The Volga Delta is the largest river delta in Europe, and occurs where Europe's largest river system, the Volga River, drains into the Caspian Sea in Russia's Astrakhan Oblast, north-east of the republic of Kalmykia. The delta is located in the Caspian Depression—the far eastern part of the delta lies in Kazakhstan. The delta drains into the Caspian approximately 60 km downstream from the city of Astrakhan.

The Volga Delta has grown significantly in the past century because of changes in the level of the Caspian Sea. In 1880, the delta had an area of 3,222 km². Today the Volga Delta covers an area of 27,224 km² and is approximately 160 km across. It has a classical "delta pattern". The delta lies in the arid climate zone, characterized by very little rainfall. The region receives less than one inch of rainfall in January and in July in normal years. Strong winds often sweep across the delta and form linear dunes. Along the front of the delta, one will find muddy sand shoals, mudflats, and coquina banks.

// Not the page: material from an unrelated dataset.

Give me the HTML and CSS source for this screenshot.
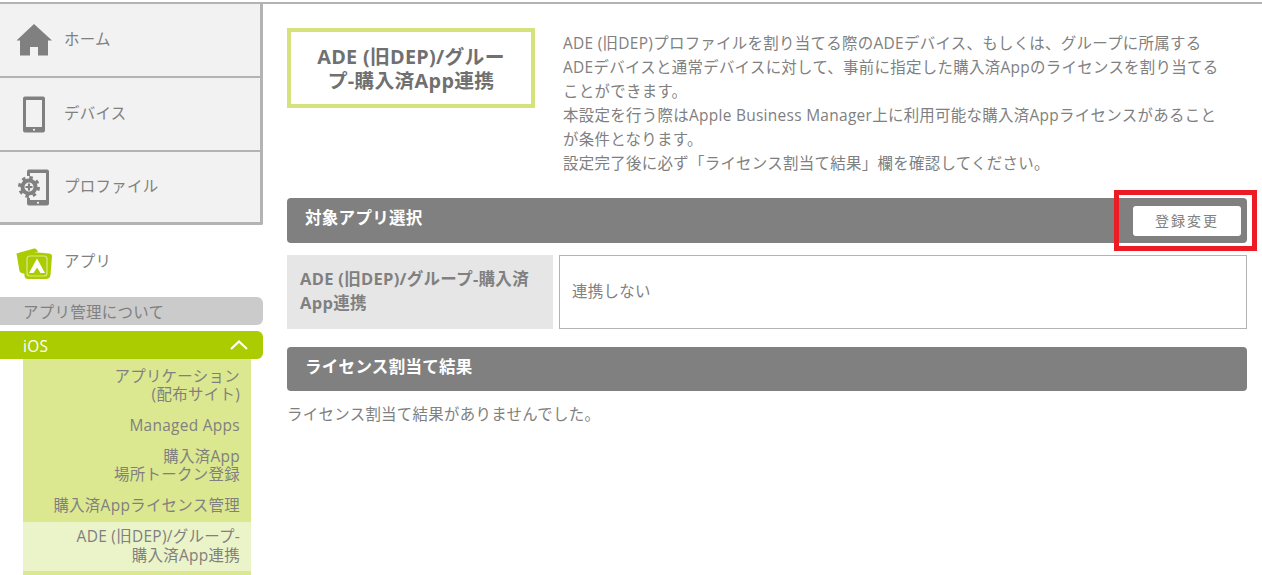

The changing level of the Caspian Sea has resulted in three distinct zones in the delta. The higher areas of the first zone are known as "Baer's mounds," named after researcher Karl Ernst von Baer who worked in this region. These mounds are linear ridges of clayey sands, ranging from 5 to 22 m in height (averaging about 8 m) and 400 m to 10 km in length. Between the Baer's mounds are depressions that fill with water and become either fresh or saline bays; the height from the bottom of a depression to the peak of its neighboring mound ranges from 10 to 15 meters. These depressions, called "ilmens" (from Russian through Finnish, "small lake," as in Russia's Lake Ilmen), used to form part of the early, very deep river delta but gradually became separated from it. Because of their isolation from the fresh waters of the Volga, they are becoming increasingly saline. Together they form a "vast (more than 300 sq. km) and extremely diverse area of western substeppe ilmens (WSI)" which, because of the varying degrees of wetness and salinization, house a wealth of flora and fauna. The origin of these mounds and ilmens is still debated: the early suggestion that they were formed by aeolian (wind) action is now discredited, and now they are thought to have arisen either underwater or through river flow.